The House of Representatives is the people’s House. Its elected officials, because of their two-year elected-terms and smaller districts, are closer to the wishes of the people than a Senator with a six-year term representing an entire state. Madison’s belief, explained in Federalist Paper 62, was that “No law or resolution can now be passed without the concurrence first of a majority of the people (the House), and then of a majority of the states (the Senate).” The entrenched two-party system has done away with that concept.

He further explains that the Senate “as a second branch of the legislative assembly, distinct from, and dividing the power with (the House), a first, must be in all cases a salutary check on the government.
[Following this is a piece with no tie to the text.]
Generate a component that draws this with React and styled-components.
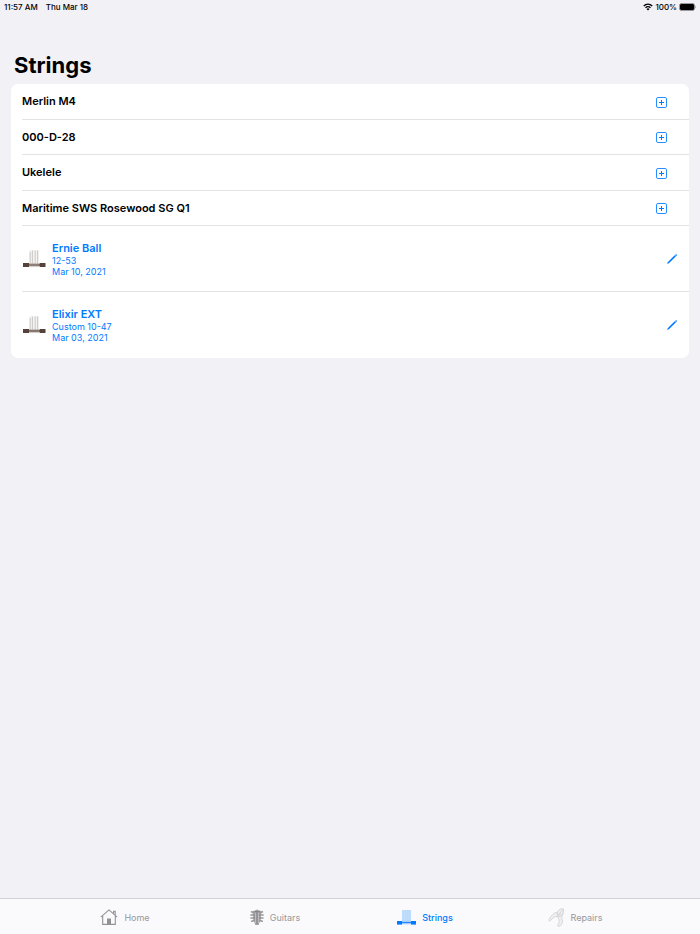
import React from 'react'
import styled, { createGlobalStyle } from 'styled-components'

const guitars = ['Merlin M4', '000-D-28', 'Ukelele', 'Maritime SWS Rosewood SG Q1']

const stringSets = [
  { name: 'Ernie Ball', gauge: '12-53', date: 'Mar 10, 2021' },
  { name: 'Elixir EXT', gauge: 'Custom 10-47', date: 'Mar 03, 2021' }
]

const WifiIcon = () => (
  <svg width='10' height='8' viewBox='0 0 20 16' fill='none' stroke='#000' strokeWidth='2.8'>
    <path d='M1.5 6 C6.5 1.2 13.5 1.2 18.5 6' />
    <path d='M5 9.6 C8 6.8 12 6.8 15 9.6' />
    <path d='M10 15 L7 11.8 C8.8 10.3 11.2 10.3 13 11.8 Z' fill='#000' stroke='none' />
  </svg>
)

const BatteryIcon = () => (
  <svg width='17' height='8' viewBox='0 0 17 8'>
    <rect x='0.5' y='0.5' width='15' height='7' rx='2' fill='#000' stroke='#98989d' />
    <path d='M16.2 2.8 V5.2 C17.2 4.8 17.2 3.2 16.2 2.8 Z' fill='#8e8e93' />
  </svg>
)

const PlusIcon = () => (
  <svg width='11' height='11' viewBox='0 0 11 11' fill='none' stroke='#007aff'>
    <rect x='0.5' y='0.5' width='10' height='10' rx='1.4' strokeOpacity='0.85' />
    <path d='M5.5 3 V8 M3 5.5 H8' />
  </svg>
)

const PencilIcon = () => (
  <svg width='10' height='10' viewBox='0 0 10 10'>
    <path d='M0.2 9.9 L0.7 8.2 L7.7 1.3 L8.8 2.4 L1.9 9.3 Z' fill='#007aff' />
    <path d='M8 1.1 L8.6 0.4 Q9.2 0 9.7 0.5 Q10.1 1 9.7 1.5 L9 2.2 Z' fill='#007aff' />
  </svg>
)

const BridgeIcon = () => (
  <svg width='24' height='20' viewBox='0 0 24 20'>
    <rect x='7' y='1' width='10' height='14' fill='#f5f4f3' />
    <path d='M8.2 3 V15 M10.4 1.5 V15 M13.2 1.5 V15 M15.6 1.5 V15' stroke='#c6c2bf' strokeWidth='0.9' />
    <rect x='1' y='14' width='6' height='4' fill='#56423a' />
    <rect x='17.5' y='14' width='6' height='4' fill='#56423a' />
    <path d='M7 14.6 H18' stroke='#b9b1ac' strokeWidth='0.8' />
    <path d='M7 16 H18' stroke='#5d4a42' strokeWidth='1.4' />
    <path d='M7 17.6 H18' stroke='#c4bcb6' strokeWidth='0.8' />
  </svg>
)

const HomeIcon = () => (
  <svg width='18' height='16' viewBox='0 0 18 16' fill='none' stroke='#929296' strokeWidth='1.1'>
    <path d='M0.8 8.2 L9 0.9 L17.2 8.2' />
    <path d='M2.7 7 V15.4 H15.3 V7' />
    <path d='M13.6 4.4 V2.2 H15.2 V6' />
    <rect x='7' y='9.5' width='4' height='6' fill='#929296' stroke='none' />
  </svg>
)

const HeadstockIcon = () => (
  <svg width='14' height='17' viewBox='0 0 14 17' fill='#a2a2a6'>
    <path d='M2.6 2 Q5 1.6 7 0.4 Q9 1.6 11.4 2 L10.6 12 L9.2 14 L8.8 16 H5.2 L4.8 14 L3.4 12 Z' />
    <path
      d='M1.6 2.8 L3 3.4 M12.4 2.8 L11 3.4 M0.9 6 H3 M13.1 6 H11 M1 9 H3.4 M13 9 H10.6 M1.8 12.2 L4 11.6 M12.2 12.2 L10 11.6'
      stroke='#98989c'
      strokeWidth='1.6'
      strokeLinecap='round'
    />
    <path d='M5.6 4 V14 M8.4 4 V14' stroke='#cdcdd0' strokeWidth='0.7' />
    <path d='M7 3 V15' stroke='#86868a' strokeWidth='1' />
    <path d='M3.6 6 H5 M9 6 H10.4 M3.8 9 H5 M9 9 H10.2 M4.2 2.6 H9.8' stroke='#7f7f84' strokeWidth='0.9' />
  </svg>
)

const StringsIcon = () => (
  <svg width='19' height='15' viewBox='0 0 19 15'>
    <rect x='5' y='0' width='9' height='12' fill='#c3e0fe' />
    <path d='M6.3 1 V11 M8.6 0 V11 M10.8 0 V11 M13 0 V11' stroke='#b0d5fc' strokeWidth='0.7' />
    <path d='M5 11.3 H14 M5 13.8 H14' stroke='#8fc4fc' strokeWidth='0.8' />
    <path d='M5 12.6 H14' stroke='#2388fa' strokeWidth='1.2' />
    <rect x='0' y='11' width='5' height='3.6' fill='#007aff' />
    <rect x='14' y='11' width='5' height='3.6' fill='#007aff' />
  </svg>
)

const PliersIcon = () => (
  <svg width='17' height='19' viewBox='0 0 17 19' fill='#efeff1' stroke='#cfcfd2' strokeWidth='0.8'>
    <path d='M9.4 4.4 Q7.4 4.2 6 5.4 Q1.6 8.6 0.7 12.4 Q1.6 14 2.8 12.4 Q4.6 9.2 7.4 8.6 L10 8.4 Z' />
    <path d='M15.2 5.2 Q13.6 8 13.8 10.4 Q15.6 13.4 13.6 16.4 Q12.2 18.8 10 18.2 Q8.8 17.2 10.4 16 Q12 13.8 10.8 11.6 Q9.6 9 10 7 Z' />
    <path d='M15.6 1 Q12 0 9.8 3 Q8.6 5.2 9.6 7.8 Q11.8 9 13.6 7.4 Q16 4.6 15.6 1 Z' />
    <path d='M14.8 1.6 L11.6 5.6' />
    <circle cx='11.4' cy='6.4' r='0.9' />
  </svg>
)

const tabs = [
  { label: 'Home', icon: HomeIcon },
  { label: 'Guitars', icon: HeadstockIcon },
  { label: 'Strings', icon: StringsIcon, active: true },
  { label: 'Repairs', icon: PliersIcon }
]

function App () {
  return (
    <>
      <GlobalStyle />
      <Page>
        <StatusBar>
          <StatusGroup $gap='8px'>
            <span>11:57 AM</span>
            <span>Thu Mar 18</span>
          </StatusGroup>
          <StatusGroup $gap='2px'>
            <WifiIcon />
            <span>100%</span>
            <BatteryIcon />
          </StatusGroup>
        </StatusBar>
        <Main>
          <Title>Strings</Title>
          <Card>
            <GuitarList>
              {guitars.map(guitar => (
                <GuitarRow key={guitar}>
                  <GuitarName>{guitar}</GuitarName>
                  <IconButton type='button' aria-label={`Add strings to ${guitar}`}>
                    <PlusIcon />
                  </IconButton>
                </GuitarRow>
              ))}
            </GuitarList>
            <StringList>
              {stringSets.map(set => (
                <StringRow key={set.name}>
                  <StringLink href='#strings'>
                    <BridgeIcon />
                    <div>
                      <StringName>{set.name}</StringName>
                      <Detail>{set.gauge}</Detail>
                      <Detail>{set.date}</Detail>
                    </div>
                  </StringLink>
                  <IconButton type='button' aria-label={`Edit ${set.name}`}>
                    <PencilIcon />
                  </IconButton>
                </StringRow>
              ))}
            </StringList>
          </Card>
        </Main>
        <TabBar>
          <TabList>
            {tabs.map(({ label, icon: Icon, active }) => (
              <Tab
                key={label}
                href={`#${label.toLowerCase()}`}
                $active={active}
                aria-current={active ? 'page' : undefined}
              >
                <Icon />
                {label}
              </Tab>
            ))}
          </TabList>
        </TabBar>
      </Page>
    </>
  )
}

export default App

const GlobalStyle = createGlobalStyle`
  * {
    box-sizing: border-box;
  }

  body {
    margin: 0;
    background: #f2f1f6;
    color: #000;
    font-family: Inter, 'Liberation Sans', sans-serif;
  }

  svg {
    display: block;
    flex: none;
  }
`

const Page = styled.div`
  display: flex;
  flex-direction: column;
  min-height: 100vh;
`

const StatusBar = styled.header`
  display: flex;
  justify-content: space-between;
  padding: 1px 4px 0;
  font-size: 8px;
  font-weight: 500;
  line-height: 12px;
`

const StatusGroup = styled.div`
  display: flex;
  align-items: center;
  gap: ${props => props.$gap};
`

const Main = styled.main`
  flex: 1;
  padding: 37px 11px 24px;
`

const Title = styled.h1`
  margin: 0 0 4px 3px;
  font-size: 22px;
  font-weight: 700;
  line-height: 30px;
`

const Card = styled.section`
  background: #fff;
  border-radius: 7px;
  overflow: hidden;
`

const GuitarList = styled.ul`
  display: grid;
  grid-auto-rows: 1fr;
  height: 142px;
  margin: 0;
  padding: 0 0 0 11px;
  list-style: none;
`

const GuitarRow = styled.li`
  display: flex;
  align-items: center;
  justify-content: space-between;
  padding: 2px 22px 0 0;
  border-bottom: 1px solid #e3e3e5;
`

const GuitarName = styled.span`
  padding-bottom: 2px;
  font-size: 11px;
  font-weight: 600;
  line-height: 16px;
`

const StringList = styled.ul`
  margin: 0;
  padding: 0 0 0 11px;
  list-style: none;
`

const StringRow = styled.li`
  display: flex;
  align-items: center;
  justify-content: space-between;
  height: 66px;
  padding-right: 12px;

  &:not(:last-child) {
    border-bottom: 1px solid #e3e3e5;
  }
`

const StringLink = styled.a`
  display: flex;
  flex: 1;
  align-items: center;
  gap: 6px;
  color: #007aff;
  text-decoration: none;
`

const StringName = styled.div`
  font-size: 11px;
  font-weight: 600;
  line-height: 14px;
`

const Detail = styled.div`
  font-size: 9px;
  line-height: 11px;
`

const IconButton = styled.button`
  padding: 0;
  border: 0;
  background: none;
  cursor: pointer;
`

const TabBar = styled.nav`
  position: sticky;
  bottom: 0;
  background: #fafafc;
  border-top: 1px solid #d2d2d6;
`

const TabList = styled.div`
  display: grid;
  grid-template-columns: repeat(4, 1fr);
  max-width: 600px;
  margin: 0 auto;
`

const Tab = styled.a`
  display: flex;
  align-items: center;
  justify-content: center;
  gap: 6px;
  height: 35px;
  padding-top: 1px;
  color: ${props => (props.$active ? '#007aff' : '#98989c')};
  font-size: 9px;
  font-weight: ${props => (props.$active ? 500 : 400)};
  text-decoration: none;
`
It doubles the security to the people, by requiring the concurrence of two distinct bodies.” An impossible feat under today’s government.

Additionally, he writes that “The necessity of a senate is not less indicated by the propensity of all single and numerous assemblies, to yield to the impulse of sudden and violent passions, and to be seduced by factious leaders, into intemperate and pernicious resolutions.” (my italics) Does January 6th come to mind. On January 6th the Republic held firm against the democracy, or mobocracy, taking place on the Capitol steps and then within the Capitol itself.

There is, in my mind, no chance of losing our democracy. Later this year we all go to the polls and vote. The real problem in my mind, is how those administering our Republic will try to rig the democratic process. We have witnessed states gerrymandering legislative districts to favor one party. We have seen the courts upturn the gerrymandering process in one state but not another. We have seen the courts roll back voting rights. We have seen an Executive branch try to impose voting changes through executive orders. All of this is democracy but as Franklin said, it is a republic–if we can keep it.